3. Strive for Backward Compatibility
Hadoop version 2 is undeniably a better and more flexible framework for running a variety of big data workloads. The YARN resource manager in Hadoop 2 ensures that batch MapReduce jobs can get along with interactive Hive jobs and real-time Storm jobs. It’s also the main technology enabler for running Spark on Hadoop, and thereby opening up Spark Streaming, MLlib, GraphX, and Spark SQL interfaces (along with pre-alpha components like Spark R and BlinkDB) to run on Hadoop 2.
But for the early adopters, the path from Hadoop version 1 to Hadoop 2 may look more like a migration than a simple upgrade. Not only did the APIs change, but entire operating models and vendors changed.
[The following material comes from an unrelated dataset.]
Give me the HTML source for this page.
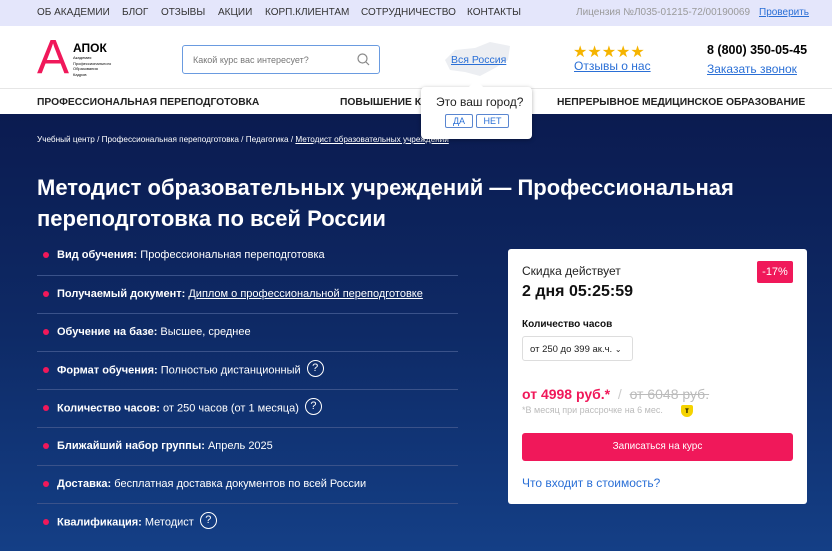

For customers running Hadoop in production, keeping all the various components in compatible lockstep has become a major barrier to productivity.
Apache Spark has the potential to learn from Hadoop’s baggage. “With Spark, we’re fortunate to be the second, or N-th, mover,” Tavakoli-Shiraji says. “So we get to see what things the Hadoop community did well–which was a lot of things–but also the things they struggled with.”
When Spark 1.0 became available earlier this year, the community promised “API stability” for the entire 1.x release cycle. This ensures that customers can “feel free to upgrade and innovate and get the benefits without worrying that all of these things are going to break,” Tavakoli-Shiraji says. “It sounds trivial. But it’s actually harder to do. And it’s really important to customers.”
The Apache Spark community should continue to make maintaining backward compatibility a major goal. There’s too much of a Wild West mentality in the big data analytics space at the moment, and enterprises who get burned with their first project will be hesitant to go back for more.
Spark is an enormously promising, if young, technology that has the chance to dramatically alter the big data landscape. If it can accomplish these three tasks—proving scalability, getting referenceable accounts, and maintaining backwards compatibility–then it has a shot at actually fulfilling its promise–and maybe saving Hadoop’s bacon along the way.